Monthly Archives: August 2017

Marc Delcroix and Keisuke Kinoshita: NTT far-field speech processing research

Marc Delcroix is a senior research scientist at NTT Communication Science Laboratories, Kyoto, Japan. He received the M.Eng. degree from the Free University of Brussels, Brussels, Belgium, and the Ecole Centrale Paris, Paris, France, in 2003 and the Ph.D. degree from the Graduate School of Information Science and Technology, Hokkaido University, Sapporo, Japan, in 2007. His research interests include robust multi-microphone speech recognition, acoustic model adaptation, integration of speech enhancement front-end and recognition back-end, speech enhancement and speech dereverberation. He took an active part in the development of NTT robust speech recognition systems for the REVERB and the CHiME 1 and 3 challenges, that all achieved best performances on the tasks. He was one of the organizers of the REVERB challenge, 2014 and of ARU 2017. He is a visiting lecturer at the Faculty of Science and Engineering of Waseda University, Tokyo, Japan.

Keisuke Kinoshita is a senior research scientist at NTT Communication Science Laboratories, Kyoto, Japan. He received the M.Eng. degree and the Ph.D degree from Sophia University in Tokyo, Japan in 2003 and 2010 respectively. He joined NTT in 2003 and since then has been working on speech and audio signal processing. His research interests include single- and multichannel speech enhancement and robust speech recognition. He was the Chief Coordinator of REVERB challenge 2014, an organizing committee member of ASRU-2017. He was honored to receive IEICE Paper Awards (2006), ASJ Technical Development Awards (2009), ASJ Awaya Young Researcher Award (2009), Japan Audio Society Award (2010), and Maeshima Hisoka Award (2017). He is a visiting lecturer at the Faculty of Science and Engineering of Doshisha University, Tokyo, Japan.

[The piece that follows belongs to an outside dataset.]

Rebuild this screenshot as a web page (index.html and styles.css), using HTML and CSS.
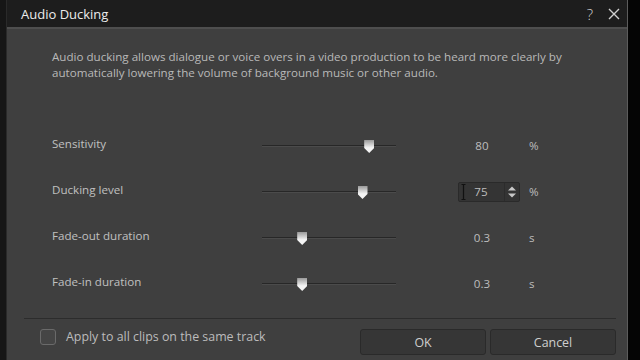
FILE: index.html
```html
<!DOCTYPE html>
<html lang="en">
<head>
  <meta charset="UTF-8" />
  <meta name="viewport" content="width=device-width, initial-scale=1" />
  <title>Audio Ducking</title>
  <link rel="stylesheet" href="styles.css">
</head>
<body>
  <div class="edge-left"></div>

  <div class="dialog">
    <header class="titlebar">
      <span class="title">Audio Ducking</span>
      <span class="help">?</span>
      <svg class="close" width="12" height="12" viewBox="0 0 12 12">
        <path d="M1 1 L11 11 M11 1 L1 11" stroke="#d0d0d0" stroke-width="1.4" fill="none" />
      </svg>
    </header>

    <div class="content">
      <p class="intro">Audio ducking allows dialogue or voice overs in a video production to be heard more clearly by automatically lowering the volume of background music or other audio.</p>

      <div class="settings">
        <div class="row">
          <span class="label">Sensitivity</span>
          <div class="slider"><span class="thumb" style="left: 80%"></span></div>
          <span class="value">80</span>
          <span class="unit">%</span>
        </div>
        <div class="row">
          <span class="label">Ducking level</span>
          <div class="slider"><span class="thumb" style="left: 75%"></span></div>
          <span class="value spin">
            <svg class="caret" width="5" height="16" viewBox="0 0 5 16">
              <path d="M0.5 0.5 H4.5 M2.5 0.5 V15.5 M0.5 15.5 H4.5" stroke="#111" stroke-width="1.2" fill="none" />
            </svg>
            <span class="spin-text">75</span>
            <span class="spin-arrows">
              <svg width="10" height="14" viewBox="0 0 10 14">
                <path d="M1 5.5 L5 1.5 L9 5.5 Z M1 8.5 L5 12.5 L9 8.5 Z" fill="#c8c8c8" />
              </svg>
            </span>
          </span>
          <span class="unit">%</span>
        </div>
        <div class="row">
          <span class="label">Fade-out duration</span>
          <div class="slider"><span class="thumb" style="left: 30%"></span></div>
          <span class="value">0.3</span>
          <span class="unit">s</span>
        </div>
        <div class="row">
          <span class="label">Fade-in duration</span>
          <div class="slider"><span class="thumb" style="left: 30%"></span></div>
          <span class="value">0.3</span>
          <span class="unit">s</span>
        </div>
      </div>
    </div>

    <footer class="footer">
      <label class="check">
        <span class="box"></span>
        <span>Apply to all clips on the same track</span>
      </label>
      <div class="buttons">
        <button class="btn">OK</button>
        <button class="btn">Cancel</button>
      </div>
    </footer>
  </div>

  <div class="edge-right"></div>
</body>
</html>
```

FILE: styles.css
```css
body {
  margin: 0;
  width: 640px;
  height: 360px;
  overflow: hidden;
  display: flex;
  background: #0c0c0c;
  font-family: 'Open Sans', 'Noto Sans', sans-serif;
  color: #bdbdbd;
}

.edge-left {
  width: 6px;
  background: #161616;
}

.edge-right {
  flex: 1;
  background: #050505;
}

.dialog {
  width: 620px;
  height: 360px;
  display: flex;
  flex-direction: column;
  background: #3f3f3f;
  border-left: 1px solid #2a2a2a;
  border-right: 1px solid #5c5c5c;
}

/* Заголовок окна */
.titlebar {
  flex-shrink: 0;
  height: 27px;
  display: flex;
  align-items: center;
  background: #1d1d1d;
  border-bottom: 2px solid #4e4e4e;
  padding: 0 7px 0 14px;
}

.title {
  flex: 1;
  font-size: 13px;
  color: #ececec;
}

.help {
  font-size: 15px;
  font-weight: 300;
  color: #d0d0d0;
  margin-right: 15px;
}

.content {
  padding: 20px 0 0 45px;
}

.intro {
  margin: 0;
  width: 530px;
  font-size: 11.6px;
  line-height: 16px;
  color: #b9b9b9;
}

.settings {
  margin-top: 64px;
  display: flex;
  flex-direction: column;
}

.row {
  height: 46px;
  display: flex;
  align-items: flex-start;
  font-size: 11.6px;
}

.row:last-child {
  height: 26px;
}

.label {
  width: 210px;
  line-height: 20px;
  margin-top: -11px;
  color: #c0c0c0;
}

.slider {
  position: relative;
  width: 134px;
  height: 1px;
  background: #272727;
  border-bottom: 1px solid #4b4b4b;
}

.thumb {
  position: absolute;
  top: -5px;
  width: 10px;
  height: 13px;
  margin-left: -5px;
  background: linear-gradient(#9a9a9a, #f4f4f4 60%);
  clip-path: polygon(0 0, 100% 0, 100% 62%, 50% 100%, 0 62%);
}

.value {
  margin-left: 62px;
  width: 48px;
  height: 20px;
  margin-top: -9px;
  line-height: 20px;
  text-align: center;
  color: #bdbdbd;
}

.spin {
  width: 62px;
  box-sizing: border-box;
  display: flex;
  align-items: center;
  background: #343434;
  border: 1px solid #2a2a2a;
  border-radius: 2px;
}

.caret {
  margin-left: 2px;
}

.spin-text {
  flex: 1;
  text-align: center;
  padding-right: 8px;
}

.spin-arrows {
  width: 14px;
  height: 18px;
  display: flex;
  align-items: center;
  justify-content: center;
  border-left: 1px solid #2c2c2c;
}

.unit {
  margin-left: 23px;
  line-height: 20px;
  margin-top: -9px;
  color: #bdbdbd;
}

.row:nth-child(2) .unit {
  margin-left: 9px;
}

/* Нижняя панель */
.footer {
  flex-shrink: 0;
  margin-top: auto;
  margin-left: 17px;
  margin-right: 11px;
  height: 42px;
  border-top: 1px solid #2c2c2c;
  display: flex;
  align-items: flex-start;
  padding-top: 10px;
  box-sizing: border-box;
}

.check {
  flex: 1;
  display: flex;
  align-items: center;
  gap: 10px;
  margin-left: 16px;
  margin-top: -1px;
  font-size: 12.4px;
  color: #bcbcbc;
}

.box {
  width: 14px;
  height: 14px;
  border: 1px solid #6a6a6a;
  border-radius: 3px;
  background: #454545;
}

.buttons {
  display: flex;
  gap: 4px;
}

.btn {
  width: 126px;
  height: 26px;
  background: #363636;
  border: 1px solid #2a2a2a;
  border-radius: 3px;
  color: #cfcfcf;
  font-family: inherit;
  font-size: 12.4px;
}
```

Their talk takes place on Monday, August 28, 2017 at 13:00 in room A112.

NTT far-field speech processing research

The success of voice search applications and voice controlled device such as the Amazon echo confirms that speech is becoming a common modality to access information. Despite great recent progress in the field, it is still challenging to achieve high automatic speech recognition (ASR) performance when using microphone distant from the speakers (Far-field), because of noise, reverberation and potential interfering speakers. It is even more challenging when the target speech consists of spontaneous conversations.

At NTT, we are pursuing research on far-field speech recognition focusing on speech enhancement front-end and robust ASR back-ends towards building next generation ASR systems able to understand natural conversations. Our research achievements have been combined into ASR systems we developed for the REVERB and CHiME 3 challenges, and for meeting recognition.

In this talk, after giving a brief overview of the research activity of our group, we will introduce in more detail two of our recent research achievements. First, we will present our work on speech dereverberation using weighted prediction error (WPE) algorithm. We have recently proposed an extension to WPE to integrate deep neural network based speech modeling into the WPE framework, and demonstrate further potential performance gains for reverberant speech recognition.

Next, we will discuss our recent work on acoustic model adaptation to create ASR back-ends robust to speaker and environment variations. We have recently proposed a context adaptive neural network architecture, which is a powerful way to exploit speaker or environment information to perform rapid acoustic model adaptation.